Ballet Shoes BBC1, 8.30pm
The Old Curiosity Shop ITV1, 9pm
The Big Lebowski More4, 10.05pm

Bally rum do, Ballet Shoes. Couldn't make head nor tail of it. Won't be rushing to read Noel Streatfeild's book, that's for sure. Is Ballet Shoes a genuine magical-realist drama? Or is it a cynical leap aboard the Harry "Piffle" Potter bandwagon, with ballet displacing hocus-pocus? Dunno. Don't care. Either way, it didn't constitute must-see telly for decent blokes. Felt deuced uncomfortable with it, let me tell you.

Set amid upper-crust penury in London in the thirties. Straitened circumstances. Palpable air of shabby gentility. And Victoria Wood with an open handbag on her head for a hat, and wispy curlicues made from acrylic fibre hanging down each side of her face, meant to be a sage nanny of the old school.

Most disconcerting of all, there was this stage-struck shoal of orphaned pre-pubescent popsies - Pauline, Petrova and Posy - who kept swanning about, teasing one another about their burgeoning adolescent embonpoints. I say! Then dash it if we weren't suddenly confronted by two of these teens - one of them played by Harry Potter's sweet wee lassie, Emma Watson - lounging in the bath together! I gave up at this stage. Not seemly.

This was a shame, because until then the adult characters in the show - aside from Victoria Wood and her dodgy wig - had been a jolly compelling bunch of oddbods. Mannish Dr Smith, played by Harriet Walter, swaggered about in trousers, smoking cheroots and wearing a monocle. She lodged with fluffy Dr Jakes (Gemma Jones), who wore a dress.
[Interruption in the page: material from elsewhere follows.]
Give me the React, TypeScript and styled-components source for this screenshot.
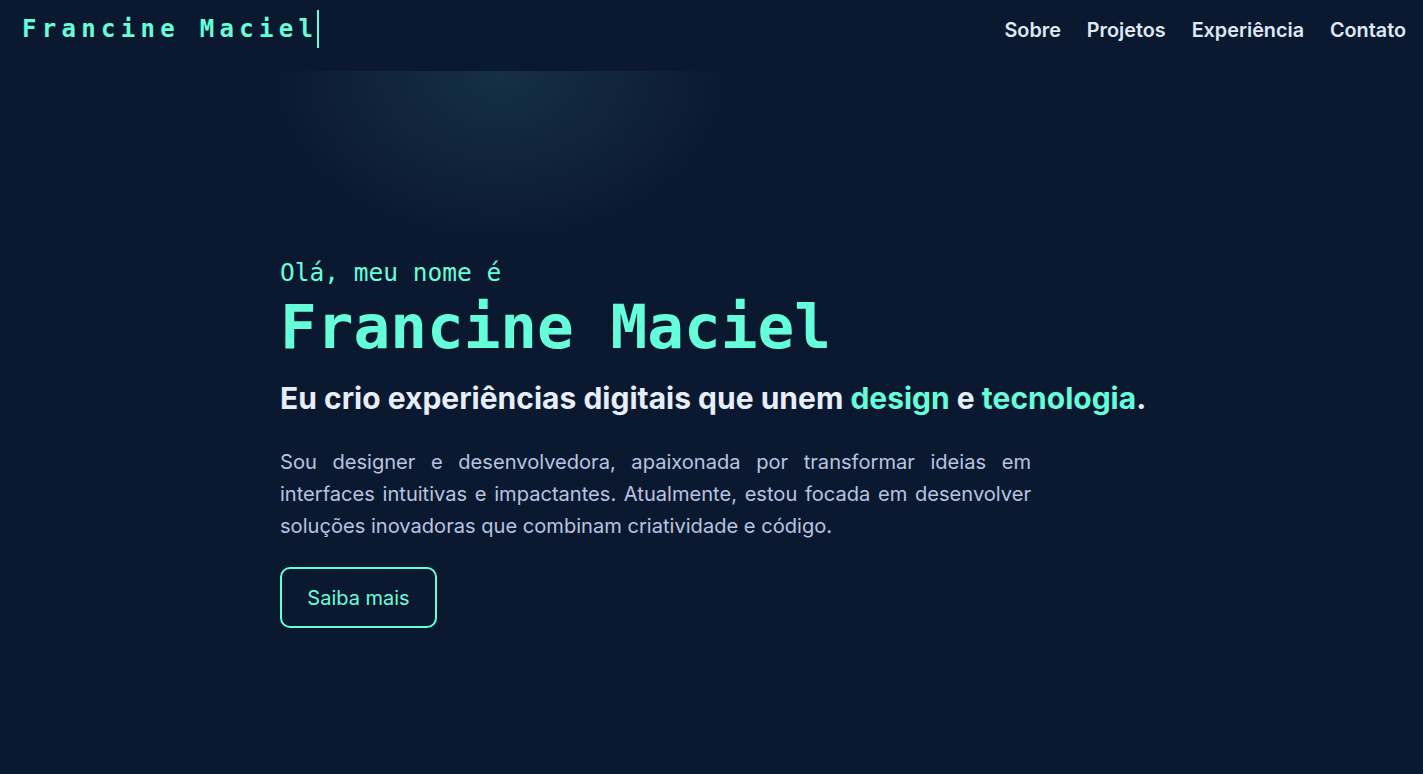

Couldn't see how comfortable either party's shoes were.

Marc Warren was the mysterious Mr Simpson, a good man in excellent baggy trousers who couldn't talk about the painful past that haunted him, painfully, except when he did talk about it (with an air of pain). Emilia Fox was dandy at looking selfless, pallid and consumptive. Best of all, Lucy Cohu was an absolute pip. She provided a first-rate impersonation of Nigella Lawson - minus all the tiresome business with foodstuffs - as the vampish, tango-crazed Theo Dane, an erstwhile soubrette with Miss Rosebud's Bouncing Babes.

Toby Jones was similarly spellbinding in The Old Curiosity Shop

In contrast, you can never go wrong with the film which is easily the Coen brothers' finest, The Big Lebowski. Jeff Bridges is Jeff Lebowski, aka the Dude, His Dudeness, Duder or El Duderino if you're not into the whole brevity thing. Principally, the Dude abides. This is to quote The Big Lebowski's mythical cowboy narrator, the Stranger. We should all emulate the Stranger in taking comfort in knowing that the Dude abides; finding assurance in the fact that he's out there, takin' things easy for all us sinners.

In addition to abiding and taking things easy, the Dude finds recreation in doing, you know, the usual. He 10-pin bowls. He drives around. He suffers the occasional acid flashback while listening to The Big Lebowski's splendid soundtrack (Captain Beefheart and the Magic Band, Booker T and the MGs, Bob Dylan).

He also stots about in a dressing gown, seeking vengeance for his despoiled rug, pursuing a severed toe and a missing wife, and combating rampaging nihilists.

If this summary makes The Big Lebowski seem senseless, rest assured that it's still 100 times more meaningful than Ballet Shoes.